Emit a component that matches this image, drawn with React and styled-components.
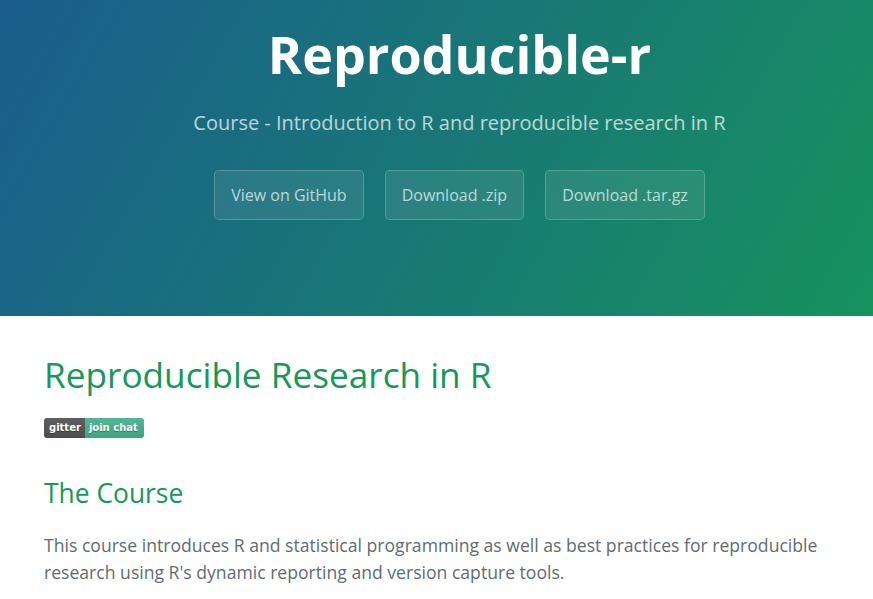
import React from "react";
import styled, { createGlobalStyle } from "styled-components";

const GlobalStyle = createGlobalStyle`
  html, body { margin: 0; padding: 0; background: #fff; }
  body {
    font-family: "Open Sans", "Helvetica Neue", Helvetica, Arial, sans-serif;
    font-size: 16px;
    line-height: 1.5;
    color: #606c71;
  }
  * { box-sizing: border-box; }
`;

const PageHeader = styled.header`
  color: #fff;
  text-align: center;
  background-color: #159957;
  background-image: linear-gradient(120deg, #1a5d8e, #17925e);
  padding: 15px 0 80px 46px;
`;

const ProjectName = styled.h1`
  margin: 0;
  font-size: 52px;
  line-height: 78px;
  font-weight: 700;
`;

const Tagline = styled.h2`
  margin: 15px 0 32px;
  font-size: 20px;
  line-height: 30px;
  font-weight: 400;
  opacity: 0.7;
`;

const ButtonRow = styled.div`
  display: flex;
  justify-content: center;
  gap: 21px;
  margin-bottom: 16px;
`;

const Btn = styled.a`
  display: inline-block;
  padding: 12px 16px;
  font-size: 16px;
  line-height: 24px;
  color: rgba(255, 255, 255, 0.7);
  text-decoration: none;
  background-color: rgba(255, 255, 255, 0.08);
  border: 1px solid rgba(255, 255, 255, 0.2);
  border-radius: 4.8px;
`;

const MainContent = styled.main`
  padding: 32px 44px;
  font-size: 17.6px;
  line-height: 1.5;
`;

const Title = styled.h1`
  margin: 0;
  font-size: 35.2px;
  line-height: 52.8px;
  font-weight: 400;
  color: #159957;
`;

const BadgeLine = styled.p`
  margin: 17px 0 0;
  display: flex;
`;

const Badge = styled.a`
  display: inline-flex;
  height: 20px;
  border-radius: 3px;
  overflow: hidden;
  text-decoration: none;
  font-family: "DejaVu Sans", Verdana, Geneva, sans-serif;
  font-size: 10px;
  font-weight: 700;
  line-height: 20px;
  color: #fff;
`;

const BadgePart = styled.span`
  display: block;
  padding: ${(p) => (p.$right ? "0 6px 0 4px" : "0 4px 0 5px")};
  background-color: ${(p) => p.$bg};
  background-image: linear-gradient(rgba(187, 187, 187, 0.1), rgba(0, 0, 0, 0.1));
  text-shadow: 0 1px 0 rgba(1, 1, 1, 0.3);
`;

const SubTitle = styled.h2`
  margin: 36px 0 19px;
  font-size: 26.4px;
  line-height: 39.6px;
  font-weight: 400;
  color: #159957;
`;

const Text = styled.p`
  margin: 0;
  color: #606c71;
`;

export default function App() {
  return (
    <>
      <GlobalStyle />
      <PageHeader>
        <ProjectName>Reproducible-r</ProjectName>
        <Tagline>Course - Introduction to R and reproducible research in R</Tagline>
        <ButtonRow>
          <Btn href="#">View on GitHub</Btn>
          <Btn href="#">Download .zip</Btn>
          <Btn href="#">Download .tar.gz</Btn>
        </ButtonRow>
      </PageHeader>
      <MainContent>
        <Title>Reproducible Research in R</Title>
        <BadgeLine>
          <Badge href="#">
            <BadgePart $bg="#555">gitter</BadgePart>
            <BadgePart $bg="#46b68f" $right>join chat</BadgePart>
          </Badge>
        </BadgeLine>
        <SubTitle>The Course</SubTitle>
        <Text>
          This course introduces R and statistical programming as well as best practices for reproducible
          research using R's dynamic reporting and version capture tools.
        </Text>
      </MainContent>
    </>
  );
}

______

WRITTEN TASK.
Omit the pictures and reproduce the listing exactly.

THE SOLUTION.
Emit a component that matches this image, drawn with React and styled-components.
import React from "react";
import styled, { createGlobalStyle } from "styled-components";

const GlobalStyle = createGlobalStyle`
  html, body { margin: 0; padding: 0; background: #fff; }
  body {
    font-family: "Open Sans", "Helvetica Neue", Helvetica, Arial, sans-serif;
    font-size: 16px;
    line-height: 1.5;
    color: #606c71;
  }
  * { box-sizing: border-box; }
`;

const PageHeader = styled.header`
  color: #fff;
  text-align: center;
  background-color: #159957;
  background-image: linear-gradient(120deg, #1a5d8e, #17925e);
  padding: 15px 0 80px 46px;
`;

const ProjectName = styled.h1`
  margin: 0;
  font-size: 52px;
  line-height: 78px;
  font-weight: 700;
`;

const Tagline = styled.h2`
  margin: 15px 0 32px;
  font-size: 20px;
  line-height: 30px;
  font-weight: 400;
  opacity: 0.7;
`;

const ButtonRow = styled.div`
  display: flex;
  justify-content: center;
  gap: 21px;
  margin-bottom: 16px;
`;

const Btn = styled.a`
  display: inline-block;
  padding: 12px 16px;
  font-size: 16px;
  line-height: 24px;
  color: rgba(255, 255, 255, 0.7);
  text-decoration: none;
  background-color: rgba(255, 255, 255, 0.08);
  border: 1px solid rgba(255, 255, 255, 0.2);
  border-radius: 4.8px;
`;

const MainContent = styled.main`
  padding: 32px 44px;
  font-size: 17.6px;
  line-height: 1.5;
`;

const Title = styled.h1`
  margin: 0;
  font-size: 35.2px;
  line-height: 52.8px;
  font-weight: 400;
  color: #159957;
`;

const BadgeLine = styled.p`
  margin: 17px 0 0;
  display: flex;
`;

const Badge = styled.a`
  display: inline-flex;
  height: 20px;
  border-radius: 3px;
  overflow: hidden;
  text-decoration: none;
  font-family: "DejaVu Sans", Verdana, Geneva, sans-serif;
  font-size: 10px;
  font-weight: 700;
  line-height: 20px;
  color: #fff;
`;

const BadgePart = styled.span`
  display: block;
  padding: ${(p) => (p.$right ? "0 6px 0 4px" : "0 4px 0 5px")};
  background-color: ${(p) => p.$bg};
  background-image: linear-gradient(rgba(187, 187, 187, 0.1), rgba(0, 0, 0, 0.1));
  text-shadow: 0 1px 0 rgba(1, 1, 1, 0.3);
`;

const SubTitle = styled.h2`
  margin: 36px 0 19px;
  font-size: 26.4px;
  line-height: 39.6px;
  font-weight: 400;
  color: #159957;
`;

const Text = styled.p`
  margin: 0;
  color: #606c71;
`;

export default function App() {
  return (
    <>
      <GlobalStyle />
      <PageHeader>
        <ProjectName>Reproducible-r</ProjectName>
        <Tagline>Course - Introduction to R and reproducible research in R</Tagline>
        <ButtonRow>
          <Btn href="#">View on GitHub</Btn>
          <Btn href="#">Download .zip</Btn>
          <Btn href="#">Download .tar.gz</Btn>
        </ButtonRow>
      </PageHeader>
      <MainContent>
        <Title>Reproducible Research in R</Title>
        <BadgeLine>
          <Badge href="#">
            <BadgePart $bg="#555">gitter</BadgePart>
            <BadgePart $bg="#46b68f" $right>join chat</BadgePart>
          </Badge>
        </BadgeLine>
        <SubTitle>The Course</SubTitle>
        <Text>
          This course introduces R and statistical programming as well as best practices for reproducible
          research using R's dynamic reporting and version capture tools.
        </Text>
      </MainContent>
    </>
  );
}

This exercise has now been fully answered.